Don’t Rely on Guesswork and Assumptions to Understand Contact Center Conversations

Don’t Rely on Guesswork and Assumptions to Understand Contact Center Conversations

4 min read
artificial intelligence

Imagine you walk into a room or join a Zoom call late and two people are already in the middle of a conversation. While you can easily understand the words they are speaking, you don’t have any context to help you figure out the meaning of what they are saying. You don’t know anything about what or how much has already been said. What happens next could lead to a serious misunderstanding if you make wrong assumptions about the topic, the situation, and how the participants feel about what they are discussing.

A machine listening to a human conversation faces a similar challenge: It may be able to accurately recognize the language and the words being used, but it is limited in its ability to correctly understand the context in which those words are spoken, such as the intentions of the speakers or the identity of the things they’re talking about. That’s the situation with many basic artificial intelligence (AI) solutions. They may accurately identify words being said, but can’t derive deeper insight and value because they lack ways to understand and apply context.

Going With the Flow for Contact Center Calls

However, narrow AI (AI applied to specific use cases and/or domains) has an advantage: it can learn to understand conversations by analyzing conversational clues and patterns. In the case of contact centers, conversational AI designed for contact center environments can use something we call conversational flow analysis to increase its understanding.

Using conversational flow analysis, conversational AI can automatically identify in real time key classifying elements from a conversation between humans. For the contact center, these elements are sections based on a common set of topics and include parts of the conversation such as the greeting, introductions and authentication, problem description, resolution, and so on. By training the conversational AI to recognize these phases, it can correctly identify sections of interactions in real time.

Fortunately, most customer service calls follow predictable patterns. For example, the customer states who they are, and then presents a reason for calling. The agent and the customer engage in a dialogue aimed at getting to the root of the customer’s problem. The result of that process is a resolution that addresses the issue that caused the customer to pick up the phone in the first place.

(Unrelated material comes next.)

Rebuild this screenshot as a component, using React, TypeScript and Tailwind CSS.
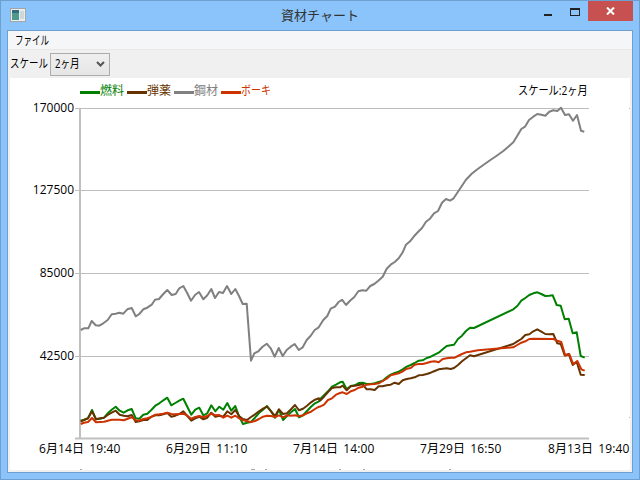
const UI_FONT = { fontFamily: '"Open Sans", "Noto Sans CJK JP", sans-serif' };

type Pt = [number, number];

// traced from the picture in 3x crops, so every run gets its crop origin
const run = (ox: number, oy: number, pts: Pt[]): Pt[] => pts.map(([x, y]) => [ox + x / 3, oy + y / 3]);
const toPoints = (pts: Pt[]) => pts.map(([x, y]) => `${x.toFixed(1)},${y.toFixed(1)}`).join(' ');

const gray: Pt[] = [
  ...run(60, 270, [[62,180],[72,175],[85,175],[95,153],[107,166],[118,167],[130,160],[143,150],[155,133],[167,131],[178,128],[190,131],[202,118],[215,114],[227,139],[238,132],[250,118],[262,113],[275,104],[285,89],[297,87],[310,72],[322,60],[335,75],[347,72],[358,55],[370,48],[382,70],[393,92],[405,75],[417,66],[430,88],[442,76],[454,57],[465,84],[477,66],[489,69],[501,48],[514,72],[526,57],[537,78],[548,102],[560,101],[573,272],[583,250],[595,244],[607,231],[620,221],[632,235],[644,260],[656,234],[668,258],[680,240],[692,230],[704,222],[716,240],[728,232],[740,210],[752,197],[764,180],[776,172]]),
  ...run(240, 170, [[250,450],[262,438],[272,416],[285,410],[295,397],[306,389],[318,405],[330,392],[343,381],[355,364],[367,361],[379,362],[391,348],[403,342],[415,332],[428,320],[440,296],[452,284],[464,276],[476,265],[488,247],[498,224],[510,214],[522,199],[534,186],[546,174],[558,155],[570,146],[582,130],[594,123],[606,98],[618,87],[630,92],[640,86],[652,68],[664,50],[676,32]]),
  ...run(440, 95, [[80,252],[95,236],[110,224],[130,210],[150,196],[170,182],[190,168],[205,155],[220,142],[232,122],[244,102],[255,95],[267,75],[280,65],[292,57],[304,59],[316,62],[328,50],[340,46],[352,48],[363,38],[375,60],[387,58],[399,77],[411,60],[423,107],[433,110]]),
];

const green: Pt[] = [
  ...run(60, 270, [[62,452],[72,449],[84,445],[96,420],[108,448],[120,446],[132,443],[143,430],[155,419],[167,410],[179,422],[191,428],[203,421],[215,417],[227,445],[238,446],[250,434],[262,431],[274,420],[286,407],[298,400],[310,391],[322,383],[334,406],[346,399],[358,392],[370,386],[382,410],[394,434],[406,419],[418,413],[430,436],[442,430],[454,406],[466,424],[478,410],[490,419],[502,399],[514,422],[526,408],[537,438],[549,462],[561,458],[573,456],[585,443],[597,429],[609,419],[621,408],[633,423],[645,443],[657,419],[669,450],[681,438],[693,427],[705,417],[717,442],[729,436],[741,423],[753,410],[765,400],[777,394]]),
  ...run(320, 270, [[0,388],[12,376],[24,364],[36,350],[48,344],[60,337],[68,335],[80,358],[92,348],[104,346],[116,339],[128,338],[140,342],[152,342],[164,340],[176,336],[188,332],[200,322],[212,314],[224,309],[236,305],[248,298],[260,290],[272,285],[284,279],[296,272],[308,271],[320,264],[332,260],[344,254],[356,248],[368,238],[380,228],[392,226],[402,224],[414,207],[426,197],[438,183],[450,173],[462,174],[580,118],[592,108],[604,92],[616,84],[628,75],[640,70],[652,67],[664,72],[676,78],[688,77],[698,76],[710,105],[722,107],[734,148],[746,146],[758,190],[770,187],[782,258],[794,263]]),
];

const brown: Pt[] = [
  ...run(60, 270, [[62,455],[72,450],[84,445],[96,424],[108,448],[120,445],[132,443],[143,435],[155,428],[167,422],[179,434],[191,437],[203,439],[215,435],[227,456],[238,454],[250,450],[262,450],[274,440],[286,436],[298,436],[310,433],[322,429],[334,440],[346,437],[358,432],[370,424],[382,438],[394,452],[406,445],[418,440],[430,448],[442,443],[454,428],[466,440],[478,437],[490,440],[502,424],[514,433],[526,420],[537,438],[549,447],[561,450],[573,441],[585,433],[597,424],[609,416],[621,410],[633,424],[645,438],[657,418],[669,432],[681,430],[693,418],[705,405],[717,421],[729,416],[741,407],[753,397],[765,389],[777,385]]),
  ...run(320, 270, [[0,392],[12,380],[24,366],[36,354],[48,352],[60,352],[68,347],[80,361],[92,349],[104,347],[116,345],[128,343],[140,358],[152,358],[164,360],[176,349],[188,349],[200,346],[212,344],[224,338],[236,342],[248,331],[260,327],[272,325],[284,322],[296,316],[308,315],[320,312],[332,308],[344,303],[356,298],[368,296],[380,295],[392,297],[402,294],[414,285],[426,274],[438,265],[450,256],[462,259],[474,255],[580,222],[592,214],[604,207],[616,195],[628,193],[640,184],[652,178],[664,185],[676,192],[688,193],[700,192],[712,220],[722,222],[734,256],[746,252],[758,285],[770,275],[782,314],[794,315]]),
];

const orange: Pt[] = [
  ...run(60, 270, [[62,462],[72,458],[84,456],[96,444],[108,457],[120,456],[132,455],[143,452],[155,449],[167,449],[179,449],[191,451],[203,446],[215,442],[227,451],[238,452],[250,447],[262,445],[274,441],[286,434],[298,433],[310,431],[322,428],[334,432],[346,433],[358,432],[370,431],[382,437],[394,446],[406,441],[418,438],[430,442],[442,438],[454,431],[466,436],[478,435],[490,443],[502,437],[514,443],[526,437],[537,445],[549,450],[561,454],[573,456],[585,453],[597,447],[609,440],[621,437],[633,438],[645,441],[657,436],[669,442],[681,436],[693,437],[705,436],[717,439],[729,436],[741,430],[753,425],[765,417],[777,410]]),
  ...run(320, 270, [[0,410],[12,404],[24,390],[36,385],[48,374],[60,369],[68,367],[80,372],[92,364],[104,360],[116,353],[128,350],[140,344],[152,343],[164,342],[176,340],[188,333],[200,326],[212,316],[224,313],[236,310],[248,304],[260,296],[272,294],[284,284],[296,282],[308,282],[320,279],[332,275],[344,274],[356,277],[368,267],[380,265],[392,263],[404,263],[414,258],[426,252],[438,247],[450,245],[462,243],[474,241],[580,232],[592,225],[604,218],[616,214],[628,207],[640,206],[700,207],[712,212],[724,216],[736,257],[748,252],[760,283],[772,273],[784,298],[794,302]]),
];

const series = [
  { pts: gray, color: '#808080' },
  { pts: green, color: '#008000' },
  { pts: brown, color: '#663300' },
  { pts: orange, color: '#cc3300' },
];

// the reference font has narrow kana, so kana labels get squeezed sideways
const legend = [
  { name: '燃料', line: 'bg-[#008000]', text: 'text-[#008000]', box: '' },
  { name: '弾薬', line: 'bg-[#663300]', text: 'text-[#663300]', box: '' },
  { name: '鋼材', line: 'bg-[#808080]', text: 'text-[#808080]', box: '' },
  { name: 'ボーキ', line: 'bg-[#cc3300]', text: 'text-[#cc3300]', box: 'w-[30px] origin-left scale-x-[0.83]' },
];

const yTicks = [
  { y: 108, label: '170000' },
  { y: 190, label: '127500' },
  { y: 273, label: '85000' },
  { y: 356, label: '42500' },
];

const xTicks = [
  { x: 39, label: '6月14日 19:40' },
  { x: 166, label: '6月29日 11:10' },
  { x: 293, label: '7月14日 14:00' },
  { x: 420, label: '7月29日 16:50' },
  { x: 548, label: '8月13日 19:40' },
];

// clipped remains of something below the plot
const specks = [80, 251, 253, 265, 339, 363, 449];

function Chart() {
  return (
    <svg width="620" height="372" viewBox="10 98 620 372" className="block">
      {yTicks.map((t) => (
        <g key={t.y}>
          <line x1="75" x2="589" y1={t.y + 0.5} y2={t.y + 0.5} stroke="#bdbdbd" />
          <text x="74" y={t.y + 4} textAnchor="end" fontSize="12" fill="#000">{t.label}</text>
        </g>
      ))}
      <rect x="79" y="108" width="2" height="331" fill="#c0c0c0" />
      <rect x="75" y="437.5" width="514" height="2" fill="#c0c0c0" />
      {series.map((s) => (
        <polyline
          key={s.color}
          points={toPoints(s.pts)}
          fill="none"
          stroke={s.color}
          strokeWidth="2"
          strokeLinejoin="round"
        />
      ))}
      {xTicks.map((t) => (
        <text key={t.x} x={t.x} y="453" fontSize="12" fill="#000" letterSpacing="0.1" wordSpacing="2">{t.label}</text>
      ))}
      {specks.map((x) => (
        <rect key={x} x={x} y="469" width="2" height="1" fill="#aaa" />
      ))}
      <rect x="629" y="108" width="1" height="1" fill="#bbb" />
      <rect x="629" y="417" width="1" height="1" fill="#bbb" />
    </svg>
  );
}

function AppIcon() {
  return (
    <svg width="16" height="14" viewBox="0 0 16 14">
      <rect x="0.5" y="0.5" width="15" height="13" fill="#e8eef2" stroke="#a5a5a5" />
      <rect x="2" y="2" width="7" height="10" fill="#4f9a8c" />
      <rect x="2" y="2" width="7" height="3" fill="#2f6f7f" />
      <rect x="10" y="3" width="4" height="8" fill="#cfd8d8" />
    </svg>
  );
}

export default function App() {
  return (
    <div className="w-[640px] h-[480px] flex flex-col bg-[#8ac4fa] border border-[#6f9fcf] overflow-hidden text-black text-xs" style={UI_FONT}>
      {/* TITLE BAR */}
      <div className="h-[29px] shrink-0 grid grid-cols-[1fr_auto_1fr]">
        <div className="pl-[9px] pt-[7px]">
          <AppIcon />
        </div>
        <div className="text-[13px] leading-[29px] text-[#333]">資材チャート</div>
        <div className="flex justify-end items-start pr-[6px]">
          <div className="w-[27px] h-[20px] flex items-center justify-center">
            <div className="w-[8px] h-[2px] mt-[7px] bg-[#222]" />
          </div>
          <div className="w-[27px] h-[20px] flex items-center justify-center">
            <div className="w-[10px] h-[8px] mt-[2px] border border-t-2 border-[#222]" />
          </div>
          <div className="w-[45px] h-[20px] flex items-center justify-center bg-[#c75050]">
            <svg width="9" height="8" viewBox="0 0 9 8">
              <path d="M1 0.5 L8 7.5 M8 0.5 L1 7.5" stroke="#fff" strokeWidth="2" />
            </svg>
          </div>
        </div>
      </div>

      {/* CLIENT AREA */}
      <div className="mx-[6px] mb-[6px] flex-1 flex flex-col bg-[#f0f0f0] border border-[#6f9fcf]">
        <div className="h-[19px] shrink-0 pl-[7px] pt-[1px] bg-[#f5f6f7] border-b border-[#e8e8e8] leading-[18px]">
          <span className="inline-block w-[34px] origin-left scale-x-[0.71] whitespace-nowrap">ファイル</span>
        </div>
        <div className="h-[28px] shrink-0 flex items-center gap-[2px] pl-[2px]">
          <span className="inline-block w-[38px] origin-left scale-x-[0.79] whitespace-nowrap">スケール</span>
          <div className="w-[60px] h-[23px] flex items-center justify-between pl-[4px] pr-[4px] border border-[#acacac] bg-gradient-to-b from-[#f0f0f0] to-[#e5e5e5]">
            <span className="inline-block w-[25px] origin-left scale-x-[0.8] whitespace-nowrap">2ヶ月</span>
            <svg width="9" height="6" viewBox="0 0 9 6">
              <path d="M1 1 L4.5 4.5 L8 1" fill="none" stroke="#555" strokeWidth="2" />
            </svg>
          </div>
        </div>
        <div className="mx-[2px] mb-[2px] flex-1 bg-white">
          <div className="h-[20px] flex items-center pt-[6px] pl-[70px] pr-[42px]">
            <div className="flex items-center gap-[3px]">
              {legend.map((l) => (
                <div key={l.name} className="flex items-center">
                  <div className={`w-[20px] h-[3px] mt-[3px] ${l.line}`} />
                  <span className={`inline-block whitespace-nowrap ${l.text} ${l.box}`}>{l.name}</span>
                </div>
              ))}
            </div>
            <span className="ml-auto inline-block w-[70px] origin-left scale-x-[0.85] whitespace-nowrap">スケール:2ヶ月</span>
          </div>
          <Chart />
        </div>
      </div>
    </div>
  );
}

If the conversational AI can correctly identify these predictable parts of the call, it can use this information to significantly enhance its understanding of what is going on from moment to moment during the interaction. For instance, it may correctly identify whether numbers being spoken are the customer’s phone number (entity recognition), or if some statement by the customer is a likely place to look for their problem (intent recognition). It can then supply details about the call to other parts of the conversational AI platform to optimize the conversation, analyze the call for insights, automate agent work, and more.

Workarounds Don’t Work Very Well

Conversational flow analysis helps take the guesswork out of understanding the conversation. That’s why it’s important to ask about this capability before you invest in a new conversational AI solution. Otherwise, anything you deploy might be like walking into a room in the middle of the conversation and guessing at the context. Sometimes it will be right, but just as often, it may be wrong.

Don’t be persuaded that shortcuts and workarounds in other solutions work just as well. Without conversational flow analysis, an AI solution has to rely on identifying certain keywords, timing of dialogue during the call, or other simple tricks to make guesses about what’s going on in the call. These solutions have difficulty recognizing the specific details of the conversation, which are necessary for automating optimizations that make the journey of the customer and agent as smooth and seamless as possible.

Only conversational AI that uses conversational flow analysis (among other essential capabilities) can see beyond a bird’s eye view and hone in on the details of what’s happening during the call. While vendors of solutions without this capability may claim that it’s not essential or important, their solutions can’t come close to understanding as much of human-to-human conversation as conversational AI with conversational flow analysis.

Using Deep Understanding to Drive Business Value

With more accurate and deeper understanding thanks to conversational flow analysis, conversational AI can better predict intent, guide agents with appropriate information and actions, help resolve issues faster, correctly analyze and optimize the conversation, and extract information for automating after-call work and promises management. Knowing this, why would you settle for anything less?